The next day, Kyunghee talks to Kim about the arguments happening over Noa’s education, especially since Yoseb wants Noa to go to a Korean school, while Noa wants to go to Waseda University, a Japanese school.
Sunja is worried about making enough money for Noa’s tutoring fees. She gets up in the middle of the night to make candy to sell. Yangjin joins her, worried that Sunja is not getting enough sleep. As they make candy, Yangjin talks to her about the sisters, Dokhee and Bokhee. She is worried about them and feels she “shouldn’t have let them go with that smooth-talking woman from Seoul” (238). She has heard that many women who were supposed to work in factories were instead taken “to do terrible, terrible things with Japanese soldiers” (238). Sunja remembers Hansu’s warnings about Korean recruiters and assumes that the sisters must be dead by now. She thinks back to their life in Yeongdo, “impossibly fresh and sunny in her memory,” and contrasts that with the news reports she has heard about the disease and starvation that people there are suffering from (239).

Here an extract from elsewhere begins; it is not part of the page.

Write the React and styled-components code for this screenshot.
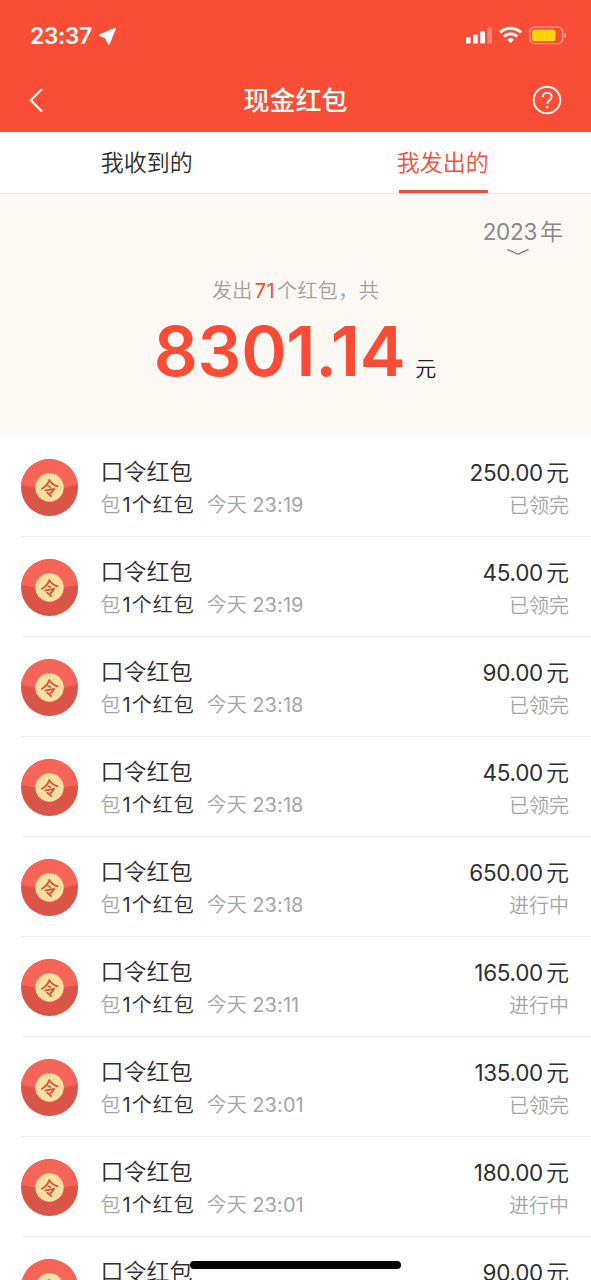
import React from "react";
import styled, { createGlobalStyle } from "styled-components";

const packets = [
  { time: "23:19", amount: "250.00", done: true },
  { time: "23:19", amount: "45.00", done: true },
  { time: "23:18", amount: "90.00", done: true },
  { time: "23:18", amount: "45.00", done: true },
  { time: "23:18", amount: "650.00", done: false },
  { time: "23:11", amount: "165.00", done: false },
  { time: "23:01", amount: "135.00", done: true },
  { time: "23:01", amount: "180.00", done: false },
  { time: "23:01", amount: "90.00", done: true },
];

const StatusIcons = () => (
  <svg width="104" height="22" viewBox="0 0 104 22" fill="none">
    <rect x="1" y="12" width="4.6" height="6.4" rx="1.2" fill="#fff" />
    <rect x="8" y="9.5" width="4.8" height="8.9" rx="1.2" fill="#fff" />
    <rect x="15.2" y="6" width="4.8" height="12.4" rx="1.2" fill="#fff" />
    <rect x="22.4" y="2.5" width="4.6" height="15.9" rx="1.2" fill="#fff" opacity="0.3" />
    <g stroke="#fff" strokeWidth="3">
      <path d="M35.200 7.400a15.200 15.200 0 0 1 20.800 0" />
      <path d="M39 11.500a9.600 9.600 0 0 1 13.200 0" />
    </g>
    <path d="M42.300 14.600a4.900 4.900 0 0 1 6.600 0L45.600 18.300Z" fill="#fff" />
    <rect x="64.7" y="2.2" width="33" height="16.4" rx="5" stroke="#fff" strokeOpacity="0.5" strokeWidth="1.3" />
    <rect x="67" y="4.5" width="23.5" height="11.8" rx="2.8" fill="#fcd20c" />
    <path d="M99.500 7.800c2.200 1 2.200 4.400 0 5.400Z" fill="#fff" fillOpacity="0.55" />
  </svg>
);

const PacketIcon = () => (
  <svg width="57" height="57" viewBox="0 0 57 57">
    <circle cx="28.5" cy="28.5" r="28.5" fill="#da5547" />
    <path d="M0.200 25.500a28.500 28.500 0 0 1 56.600 0Q28.500 34 0.200 25.500Z" fill="#f66557" />
    <circle cx="28.5" cy="28.5" r="14.2" fill="#f9dfa0" />
    <g fill="none" stroke="#d0583a" strokeWidth="1.8">
      <path d="M20.300 30.200Q26 27 28.300 21.300Q31.500 26 37.300 27.700" />
      <path d="M26.500 26.800l3.600 1.700" />
      <path d="M23.500 31.600l9.400-1.600q-1 3-4 4.600" />
      <path d="M25.800 33.300l5 4.300" />
    </g>
  </svg>
);

const Packet = ({ time, amount, done }) => (
  <Row>
    <PacketIcon />
    <Column>
      <Name>口令红包</Name>
      <Detail>
        包<Count>1个红包</Count>
        <Time>
          今天 <Clock>{time}</Clock>
        </Time>
      </Detail>
    </Column>
    <Column $right>
      <Name>
        <Digits>{amount}</Digits>元
      </Name>
      <Detail>{done ? "已领完" : "进行中"}</Detail>
    </Column>
  </Row>
);

export default function App() {
  return (
    <Screen>
      <GlobalStyle />
      <StatusBar>
        <StatusTime>
          23:37
          <svg width="19" height="19" viewBox="0 0 19 19">
            <path
              d="M17 1.800 1.700 8.200 7.900 10.600 10.800 16.800Z"
              fill="#fff"
              stroke="#fff"
              strokeWidth="1.8"
              strokeLinejoin="round"
            />
          </svg>
        </StatusTime>
        <StatusIcons />
      </StatusBar>
      <NavBar>
        <svg width="30" height="30" viewBox="0 0 30 30" fill="none">
          <path d="M13 4 1.800 15.200 13 26.500" stroke="#fff" strokeWidth="2.2" />
        </svg>
        <Title>现金红包</Title>
        <svg width="30" height="30" viewBox="0 0 30 30" fill="none" stroke="#fff">
          <circle cx="15" cy="15" r="13.3" strokeWidth="1.9" />
          <path
            d="M10.700 12.200c0-2.600 1.900-4.300 4.500-4.300s4.400 1.600 4.400 4c0 3.300-4.300 3.300-4.300 6.900"
            strokeWidth="1.9"
          />
          <circle cx="15.3" cy="22.2" r="1.3" fill="#fff" stroke="none" />
        </svg>
      </NavBar>
      <Tabs>
        <Tab>我收到的</Tab>
        <Tab $active>我发出的</Tab>
      </Tabs>
      <Summary>
        <Year>
          <span>
            <Digits>2023</Digits>年
          </span>
          <Chevron width="24" height="8" viewBox="0 0 24 8" fill="none">
            <path d="M1.500 1.500 12 6.300 22.500 1.500" stroke="#888" strokeWidth="1.5" />
          </Chevron>
        </Year>
        <Sent>
          发出<Highlight>71</Highlight>个红包，共
        </Sent>
        <Total>
          <Amount>8301.14</Amount>
          <Unit>元</Unit>
        </Total>
      </Summary>
      <List>
        {packets.map((packet, i) => (
          <Packet key={i} {...packet} />
        ))}
      </List>
      <HomeIndicator />
    </Screen>
  );
}

const GlobalStyle = createGlobalStyle`
  * {
    box-sizing: border-box;
  }
  body {
    margin: 0;
    background-color: #fff;
  }
  svg {
    display: block;
    flex-shrink: 0;
  }
`;

const Screen = styled.div`
  position: relative;
  width: 591px;
  height: 1280px;
  overflow: hidden;
  background-color: #fff;
  color: #2e2e2e;
  font-family: Inter, "Noto Sans CJK SC DemiLight", "Noto Sans CJK SC", sans-serif;
  font-weight: 400;
`;

const StatusBar = styled.div`
  display: flex;
  justify-content: space-between;
  align-items: center;
  height: 70px;
  padding: 2px 22px 0 30px;
  background-color: #f94d35;
`;

const StatusTime = styled.div`
  display: flex;
  align-items: center;
  gap: 6px;
  color: #fff;
  font-size: 23px;
  font-weight: 600;
  line-height: 28px;
  letter-spacing: -0.5px;
`;

const NavBar = styled.div`
  display: flex;
  justify-content: space-between;
  align-items: center;
  height: 62px;
  padding: 0 29px 2px;
  background-color: #f94d35;
`;

const Title = styled.h1`
  margin: 0;
  padding-bottom: 2px;
  color: #fff;
  font-family: "Noto Sans CJK SC", sans-serif;
  font-size: 26px;
  font-weight: 500;
  line-height: 36px;
`;

const Tabs = styled.div`
  display: flex;
  height: 62px;
  border-bottom: 1px solid #e9e7e3;
`;

const Tab = styled.div`
  display: flex;
  justify-content: center;
  flex: 1;
  padding-right: 2px;
  font-size: 23px;
  line-height: 63px;
  height: 61px;
  color: ${({ $active }) => ($active ? "#f2503c" : "#2e2e2e")};

  &::after {
    content: "";
    display: ${({ $active }) => ($active ? "block" : "none")};
    align-self: flex-end;
    width: 89px;
    height: 3px;
    margin-left: -90px;
    background-color: #e8503f;
  }
`;

const Summary = styled.div`
  display: flex;
  flex-direction: column;
  align-items: center;
  height: 243px;
  background-color: #fcf8f4;
`;

const Year = styled.div`
  display: flex;
  flex-direction: column;
  align-self: flex-end;
  align-items: center;
  height: 81px;
  padding: 22px 28px 0 0;
  color: #888;
  font-size: 23px;
  line-height: 32px;
`;

const Chevron = styled.svg`
  margin-right: 9px;
`;

const Digits = styled.span`
  margin-right: 3px;
  font-size: 22.5px;
  letter-spacing: -0.3px;
`;

const Sent = styled.div`
  color: #a3a19f;
  font-size: 20px;
  line-height: 32px;
  letter-spacing: 0.4px;
`;

const Highlight = styled.span`
  margin: 0 2px;
  color: #e8503f;
`;

const Total = styled.div`
  display: flex;
  align-items: baseline;
  gap: 10px;
  padding: 4px 1px 0 0;
  line-height: 80px;
`;

const Amount = styled.span`
  color: #fa4b34;
  font-size: 69px;
  font-weight: 600;
  letter-spacing: -0.3px;
`;

const Unit = styled.span`
  color: #222;
  font-size: 21px;
`;

const List = styled.div`
  display: flex;
  flex-direction: column;
  padding-left: 21px;
`;

const Row = styled.div`
  display: flex;
  align-items: center;
  height: 100px;
  padding: 1px 22px 0 0;
  border-bottom: 1px solid #f0f0f0;
`;

const Column = styled.div`
  display: flex;
  flex-direction: column;
  margin-left: ${({ $right }) => ($right ? "auto" : "22.5px")};
  align-items: ${({ $right }) => ($right ? "flex-end" : "flex-start")};
  padding-top: 3px;
`;

const Name = styled.div`
  font-size: 23px;
  line-height: 33px;
`;

const Detail = styled.div`
  color: #a5a5a5;
  font-size: 20px;
  line-height: 32px;
`;

const Count = styled.span`
  margin-left: 2px;
  color: #2e2e2e;
  letter-spacing: 1px;
`;

const Time = styled.span`
  margin-left: 12px;
`;

const Clock = styled.span`
  letter-spacing: 0.1px;
`;

const HomeIndicator = styled.div`
  position: absolute;
  left: 190px;
  bottom: 11px;
  width: 211px;
  height: 8px;
  border-radius: 4px;
  background-color: #000;
`;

As Noa studies for his college entrance exams, he also works for a local businessman as his bookkeeper and secretary. He could make more money working in the pachinko business, but Noa prefers a desk job in a Japanese office. However, Mozasu, who is now 13, struggles in school. Rather than trying to be a “good Korean” like Noa, he realizes he is “becoming one of the bad Koreans” as he gets into more and more fights. When a new student, Haruki Totoyama, joins his class, the boy is tormented as he tries to fit in at school. Mozasu can’t bear watching him try to fit in with “those assholes” so he offers to let Haruki sit with him at lunch (245).
The end of the war brings about dramatic reunions. Hansu and Sunja meet for the first time in twelve years. Sunja learns that Hansu found her because of the watch she had sold—that is, her own assertiveness in business transactions brought the wealthy Hansu back into her life. Hansu had arranged for her job to allow her family to survive once Isak was jailed. Sunja is shocked and worries about Hansu’s cruelty. She rejects his attempts to pay for Noa’s schooling despite their severe hardships. However, he does arrange for them to live in the country and escape the American bombings. This brings about the reunion between Sunja and her mother.

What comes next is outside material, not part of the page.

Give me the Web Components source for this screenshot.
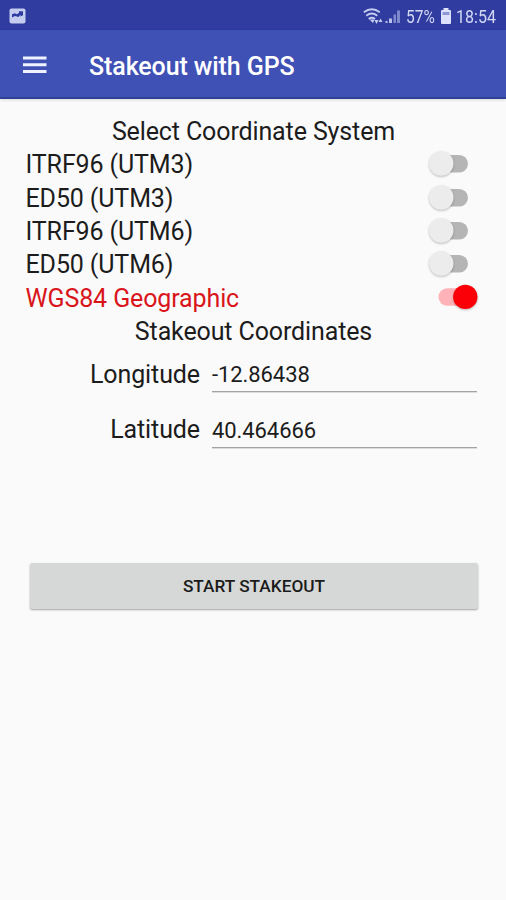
<!DOCTYPE html>
<html lang="en">
<head>
<meta charset="utf-8">
<title>Stakeout with GPS</title>
<style>
html, body { margin: 0; height: 100%; }
body { background: #fafafa; font-family: Roboto, sans-serif; color: #1c1c1c; overflow: hidden; }
</style>
</head>
<body>
<stakeout-app></stakeout-app>
<script>
const define = (name, html) => {
  const t = document.createElement('template');
  t.innerHTML = html;
  customElements.define(name, class extends HTMLElement {
    constructor() {
      super();
      this.attachShadow({ mode: 'open' }).appendChild(t.content.cloneNode(true));
    }
  });
};

define('status-bar', `
<style>
:host { display: flex; box-sizing: border-box; height: 30px; padding: 2px 10px 0 9px; align-items: center; background: #303c9f; color: #d3d9f5; font-size: 18px; }
svg { display: block; flex: none; }
.gap { flex: 1; }
span { display: block; white-space: nowrap; transform-origin: 0 50%; line-height: 29px; }
.pct { width: 29px; margin-left: 5px; transform: scaleX(.86); }
.time { width: 40px; margin-left: 4px; transform: scaleX(.89); }
.bat { margin-left: 5px; }
</style>
<svg width="17" height="16" viewBox="0 0 17 16"><rect x=".5" y=".5" width="16" height="15" rx="2" fill="#c4cdf0"/><path d="M3 9.500V6.200l3-1 1.500 1L10 5V3.300h4v4l-2.500 1.200V6.800L9.500 9 6 8z" fill="#303c9f"/></svg>
<div class="gap"></div>
<svg width="38" height="18" viewBox="0 0 38 18"><g fill="none" stroke="#c3cbef" stroke-width="1.900"><path d="M.8 5.300q8-6 16 0"/><path d="M3.300 8.700q5.500-4.300 11 0"/><path d="M5.700 12q3.200-2.500 6.300 0"/></g><path d="M6.500 12.500h5l-1.500 3.500z" fill="#c3cbef"/><path d="M11.500 13h4l-2 4zM15.500 15l2-3.500 2 3.500z" fill="#c3cbef"/><path d="M22.500 14h2v2h-2zM26 11.500h3V16h-3z" fill="#b6bfe9"/><path d="M30.500 7.500h2.500V16h-2.500zM34 3.500H37V16h-3z" fill="#7e88cc"/></svg>
<span class="pct">57%</span>
<svg class="bat" width="12" height="17" viewBox="0 0 12 17"><path d="M3.500 0h5v2H10q1 0 1 1v12q0 1-1 1H2q-1 0-1-1V3q0-1 1-1h1.500z" fill="#dce2fb"/><path d="M2.500 4h7v3h-7z" fill="#8e98d6"/></svg>
<span class="time">18:54</span>
`);

define('app-bar', `
<style>
:host { display: flex; box-sizing: border-box; height: 69px; align-items: center; padding: 2px 0 0 23px; background: #3f51b5; border-bottom: 2px solid #304096; color: #fff; box-shadow: 0 1px 3px rgba(0,0,0,.14); }
svg { display: block; margin-right: 42px; }
.t { font-size: 25px; letter-spacing: -.1px; font-weight: 500; line-height: 32px; white-space: nowrap; padding-top: 4px; }
</style>
<svg width="24" height="18" viewBox="0 0 24 18"><path d="M0 .5h23.500v3H0zM0 7.200h23.500v3H0zM0 14h23.500v3H0z" fill="#f0f3ff"/></svg>
<div class="t"><slot></slot></div>
`);

define('section-title', `
<style>
:host { display: block; height: 33.300px; line-height: 33.300px; text-align: center; white-space: nowrap; font-size: 25px; letter-spacing: -.12px; }
</style><slot></slot>`);

define('toggle-switch', `
<style>
:host { display: flex; width: 50px; height: 33px; }
svg { display: block; overflow: visible; }
.track { fill: #b5b5b5; } .knob { fill: #ececec; filter: drop-shadow(0 1px .8px rgba(0,0,0,.25)); }
.on { display: none; }
:host([checked]) .on { display: block; }
:host([checked]) .off { display: none; }
.on .track { fill: #ffb3b8; } .on .knob { fill: #fb0007; }
</style>
<svg width="50" height="33" viewBox="0 0 50 33">
<g class="off"><rect class="track" x="10" y="7" width="30" height="17.500" rx="8.750"/><circle class="knob" cx="13.300" cy="15.500" r="12.200"/></g>
<g class="on"><rect class="track" x="10.500" y="6.200" width="30" height="17.500" rx="8.750"/><circle class="knob" cx="37.300" cy="14.900" r="12.200"/></g>
</svg>`);

define('system-row', `
<style>
:host { display: flex; height: 33.300px; line-height: 33.300px; justify-content: space-between; font-size: 25px; letter-spacing: -.12px; white-space: nowrap; }
:host([selected]) { color: #d9151b; }
span { padding-left: .5px; }
</style><span><slot></slot></span><slot name="switch"></slot>`);

define('coord-field', `
<style>
:host { display: grid; grid-template-columns: 175px 265px; column-gap: 12px; height: 55.700px; }
.l { text-align: right; font-size: 25px; letter-spacing: -.1px; line-height: 32px; padding-top: 6.500px; white-space: nowrap; }
.v { box-sizing: border-box; height: 40px; border-bottom: 1px solid #a2a2a2; box-shadow: 0 1px #dcdcdc; font-size: 22px; letter-spacing: -.08px; line-height: 32px; padding-top: 7px; white-space: nowrap; }
</style>
<div class="l"><slot name="label"></slot></div><div class="v"><slot></slot></div>`);

define('raised-button', `
<style>
:host { display: flex; height: 46px; align-items: center; justify-content: center; border-radius: 2.500px; background: #d6d8d7; box-shadow: 0 1px 2px rgba(0,0,0,.35); font-size: 17.250px; font-weight: 500; color: #1b1b1b; white-space: nowrap; }
</style><slot></slot>`);

define('stakeout-app', `
<style>
:host { display: block; }
main { padding: 16.200px 28px 0 25px; }
.fields { padding-top: 3.800px; height: 112px; }
raised-button { margin: 99px 0 0 5px; }
section-title { margin-right: -3px; margin-left: 1px; }
</style>
<status-bar></status-bar>
<app-bar>Stakeout with GPS</app-bar>
<main>
<section-title>Select Coordinate System</section-title>
<system-row>ITRF96 (UTM3)<toggle-switch slot="switch"></toggle-switch></system-row>
<system-row>ED50 (UTM3)<toggle-switch slot="switch"></toggle-switch></system-row>
<system-row>ITRF96 (UTM6)<toggle-switch slot="switch"></toggle-switch></system-row>
<system-row>ED50 (UTM6)<toggle-switch slot="switch"></toggle-switch></system-row>
<system-row selected>WGS84 Geographic<toggle-switch slot="switch" checked></toggle-switch></system-row>
<section-title>Stakeout Coordinates</section-title>
<div class="fields">
<coord-field><span slot="label">Longitude</span>-12.86438</coord-field>
<coord-field><span slot="label">Latitude</span>40.464666</coord-field>
</div>
<raised-button>START STAKEOUT</raised-button>
</main>
`);
</script>
</body>
</html>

These chapters also show the desire of many characters to return to Korea. Sunja remembers her home island of Yeongdo as a beautiful, sunny place; she cannot reconcile it with the war reports she hears. Yoseb and Kim Changho also express a strong desire to return home. But Hansu’s powerful, all-knowing voice quickly defeats these men’s hopes as he tells them about the reality of the situation in Korea, which in strong contrast to their idealistic hopes for a stronger, healthier post-war Korea.
Chapter 10 also marks a generational shift, as the story starts to focus more on Noa and Mozasu. Despite their close relationship, the brothers seem to be quite different; Noa loves school and has a desire to be a “good Korean” working in a nice Japanese office while Mozasu is ready to be a “bad Korean,” never backing down from a fight.